La doxographie du philosophe Anaxagore (V ème siècle avant notre ère), ce que les autres ont dit qu’il avait dit, est riche de ce commentaire d’Aristote : « Anaxagore prétend que c’est parce qu’il a des mains que l’homme est le plus intelligent des animaux ».

Pour Aristote, la main n’est pas la cause de l’intelligence comme semble le dire Anaxagore. Ce n’est pas parce qu’il a des mains que l’homme est devenu l’animal le plus intelligent mais bien parce qu’il était déjà le plus intelligent que la Nature lui a donné des mains, l’outil le plus complexe qui soit : « la main semble bien être non pas un outil, mais plusieurs. Car elle est pour ainsi dire un outil qui tient lieu des autres ». En effet, elle est tout à la fois « griffe, serre, corne ou lance ». Elle est multifonctionnelle. La main est plutôt donc un effet, une conséquence de l’intelligence. C’est la conception finaliste (qui suppose une intention dans la nature, un dessein intelligent) d’Aristote qui s’oppose ici à celle, mécaniste et matérialiste (celle plus en accord avec notre vision actuelle du monde), d’Anaxagore.

Mais là n’est pas notre problème. En effet, qu’elle soit cause ou effet, la main est l’indicateur de ce que les Grecs nommaient le Noùs : une certaine manière de se rapporter au monde. La main témoigne d’un certain rapport au monde et c’est ce rapport que nous allons tenter d’élucider.

La question qui nous semble essentielle est alors la suivante : de quel type d’intelligence la main témoigne-t-elle ?

Nous ne ferons pas de hiérarchie comme semble le faire Aristote en déclarant que l’homme est l’animal le plus intelligent. Ce qui nous intéresse est plutôt une éventuelle spécificité humaine liée à la possession de mains.

Si la main est un outil à fabriquer des outils c’est parce que les hommes transforment sans cesse leur environnement, la nature, ainsi que, conséquemment, leur propre nature. D’une certaine manière, notre histoire est celle de notre opposition au donné naturel, c’est ce que nous appelons la culture. On invente l’avion pour s’arracher à la pression atmosphérique et le téléphone pour abolir les distances.

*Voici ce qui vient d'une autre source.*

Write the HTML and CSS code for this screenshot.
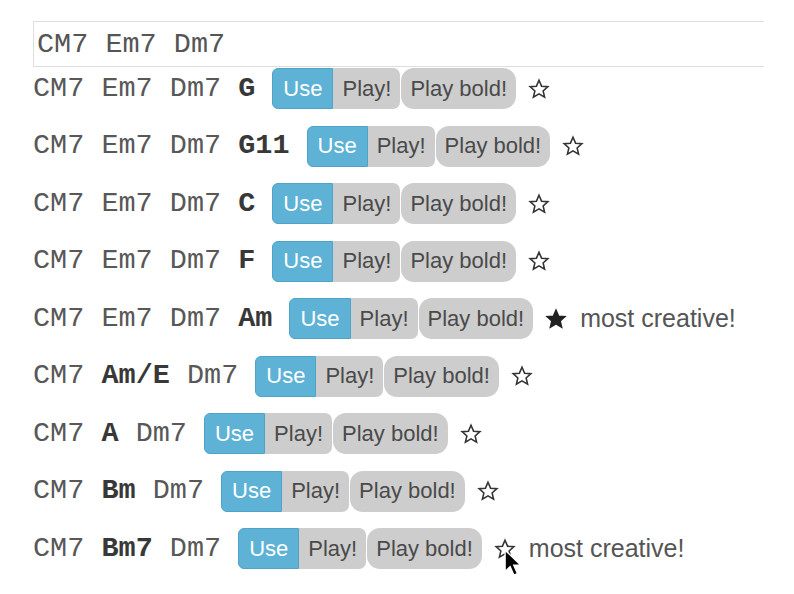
FILE: index.html
```html
<!DOCTYPE html>
<html>
<head>
<meta charset="utf-8">
<link rel="stylesheet" href="styles.css">
</head>
<body>
<div class="page">
  <div class="input">CM7 Em7 Dm7</div>
  <div class="list">
    <div class="row"><span class="chords">CM7 Em7 Dm7 <b>G</b></span><div class="btns"><span class="btn use">Use</span><span class="btn play">Play!</span><span class="btn bold">Play bold!</span></div><span class="star"><svg viewBox="0 0 24 24"><path d="M12 2.5l2.8 6.4 6.9.6-5.2 4.6 1.6 6.8L12 17.3l-6.1 3.6 1.6-6.8-5.2-4.6 6.9-.6z"/></svg></span></div>
    <div class="row"><span class="chords">CM7 Em7 Dm7 <b>G11</b></span><div class="btns"><span class="btn use">Use</span><span class="btn play">Play!</span><span class="btn bold">Play bold!</span></div><span class="star"><svg viewBox="0 0 24 24"><path d="M12 2.5l2.8 6.4 6.9.6-5.2 4.6 1.6 6.8L12 17.3l-6.1 3.6 1.6-6.8-5.2-4.6 6.9-.6z"/></svg></span></div>
    <div class="row"><span class="chords">CM7 Em7 Dm7 <b>C</b></span><div class="btns"><span class="btn use">Use</span><span class="btn play">Play!</span><span class="btn bold">Play bold!</span></div><span class="star"><svg viewBox="0 0 24 24"><path d="M12 2.5l2.8 6.4 6.9.6-5.2 4.6 1.6 6.8L12 17.3l-6.1 3.6 1.6-6.8-5.2-4.6 6.9-.6z"/></svg></span></div>
    <div class="row"><span class="chords">CM7 Em7 Dm7 <b>F</b></span><div class="btns"><span class="btn use">Use</span><span class="btn play">Play!</span><span class="btn bold">Play bold!</span></div><span class="star"><svg viewBox="0 0 24 24"><path d="M12 2.5l2.8 6.4 6.9.6-5.2 4.6 1.6 6.8L12 17.3l-6.1 3.6 1.6-6.8-5.2-4.6 6.9-.6z"/></svg></span></div>
    <div class="row"><span class="chords">CM7 Em7 Dm7 <b>Am</b></span><div class="btns"><span class="btn use">Use</span><span class="btn play">Play!</span><span class="btn bold">Play bold!</span></div><span class="star filled"><svg viewBox="0 0 24 24"><path d="M12 2.5l2.8 6.4 6.9.6-5.2 4.6 1.6 6.8L12 17.3l-6.1 3.6 1.6-6.8-5.2-4.6 6.9-.6z"/></svg></span><span class="note">most creative!</span></div>
    <div class="row"><span class="chords">CM7 <b>Am/E</b> Dm7</span><div class="btns"><span class="btn use">Use</span><span class="btn play">Play!</span><span class="btn bold">Play bold!</span></div><span class="star"><svg viewBox="0 0 24 24"><path d="M12 2.5l2.8 6.4 6.9.6-5.2 4.6 1.6 6.8L12 17.3l-6.1 3.6 1.6-6.8-5.2-4.6 6.9-.6z"/></svg></span></div>
    <div class="row"><span class="chords">CM7 <b>A</b> Dm7</span><div class="btns"><span class="btn use">Use</span><span class="btn play">Play!</span><span class="btn bold">Play bold!</span></div><span class="star"><svg viewBox="0 0 24 24"><path d="M12 2.5l2.8 6.4 6.9.6-5.2 4.6 1.6 6.8L12 17.3l-6.1 3.6 1.6-6.8-5.2-4.6 6.9-.6z"/></svg></span></div>
    <div class="row"><span class="chords">CM7 <b>Bm</b> Dm7</span><div class="btns"><span class="btn use">Use</span><span class="btn play">Play!</span><span class="btn bold">Play bold!</span></div><span class="star"><svg viewBox="0 0 24 24"><path d="M12 2.5l2.8 6.4 6.9.6-5.2 4.6 1.6 6.8L12 17.3l-6.1 3.6 1.6-6.8-5.2-4.6 6.9-.6z"/></svg></span></div>
    <div class="row"><span class="chords">CM7 <b>Bm7</b> Dm7</span><div class="btns"><span class="btn use">Use</span><span class="btn play">Play!</span><span class="btn bold">Play bold!</span></div><span class="star"><svg viewBox="0 0 24 24"><path d="M12 2.5l2.8 6.4 6.9.6-5.2 4.6 1.6 6.8L12 17.3l-6.1 3.6 1.6-6.8-5.2-4.6 6.9-.6z"/></svg><svg class="cursor" viewBox="0 0 17 25"><path d="M1 1v19l4.5-4.3 3.3 7.6 3.2-1.4-3.3-7.4H15z"/></svg></span><span class="note">most creative!</span></div>
  </div>
</div>
</body>
</html>
```

FILE: styles.css
```css
html, body {
  margin: 0;
  padding: 0;
  background: #fff;
}

.page {
  padding: 21px 0 0 33px;
  font-family: "Liberation Mono", monospace;
}

.input {
  box-sizing: border-box;
  width: 731px;
  height: 46px;
  border: 1px solid #dedede;
  border-right: none;
  padding-left: 3px;
  display: flex;
  align-items: center;
  font-size: 28.5px;
  color: #555;
  white-space: pre;
}

.list {
  margin-top: -7px;
  display: grid;
  grid-auto-rows: 57.5px;
}

.row {
  display: flex;
  align-items: center;
}

.chords {
  font-size: 28.5px;
  line-height: 32px;
  color: #585858;
  white-space: pre;
}

.chords b {
  color: #383838;
  font-weight: bold;
}

.btns {
  display: flex;
  margin-left: 17px;
  font-family: "Liberation Sans", Arial, sans-serif;
  font-size: 22px;
}

.btn {
  box-sizing: border-box;
  height: 41px;
  display: flex;
  align-items: center;
  padding: 0 9px;
  color: #4a4a4a;
  background: #cdcdcd;
}

.use {
  padding: 0 10px;
  background: #5db2d6;
  color: #fff;
  border: 1px solid #4ea3c8;
  border-radius: 6px 0 0 6px;
}

.play {
  border-radius: 0 7px 7px 0;
}

.bold {
  margin-left: 1px;
  border-radius: 13px;
}

.star {
  position: relative;
  width: 22px;
  height: 22px;
  margin-left: 12px;
}

.star svg {
  display: block;
  width: 22px;
  height: 22px;
  fill: none;
  stroke: #333;
  stroke-width: 1.7;
  stroke-linejoin: miter;
}

.star.filled svg {
  fill: #222;
  stroke: #222;
}

.star .cursor {
  position: absolute;
  left: 10px;
  top: 11px;
  width: 19px;
  height: 28px;
  fill: #000;
  stroke: #fff;
  stroke-width: 1.2;
}

.note {
  margin-left: 13px;
  font-family: "Liberation Sans", Arial, sans-serif;
  font-size: 25px;
  color: #555;
}
```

La main témoigne donc d’une révolte essentielle, constitutive de notre humanité, révolte face à ce qui tente de s’imposer comme réalité fixe et immuable. La révolte est donc la croyance au possible qui ouvre cet univers clos que représente la réalité.

La révolte est ouverture au possible qui sans cesse affirme qu’un autre monde est possible.

La main est l’instrument de cette révolte. Elle tient entre ses doigts, à chaque instant, l’émergence du possible, l’ouverture d’un autre monde. Elle est subversion, insurrection, elle est le danger pour les pouvoirs établis qui tentent de s’imposer comme les seuls légitimes.

On comprend alors pourquoi l’exercice fondamental de l’État ce « monstre froid », disait Nietzsche, est celui de la violence [soi-disant] légitime. On comprend pourquoi il coupe des mains en toute impunité.

L’amputation de la main, c’est la tentative de réduire à néant la pensée c’est à dire la révolte, le refus de ce qui est imposé extérieurement comme irrémédiable.

L’État, c’est M. Seguin qui attache une corde au cou de sa chèvre pour qu’elle reste bien gentille dans son enclos.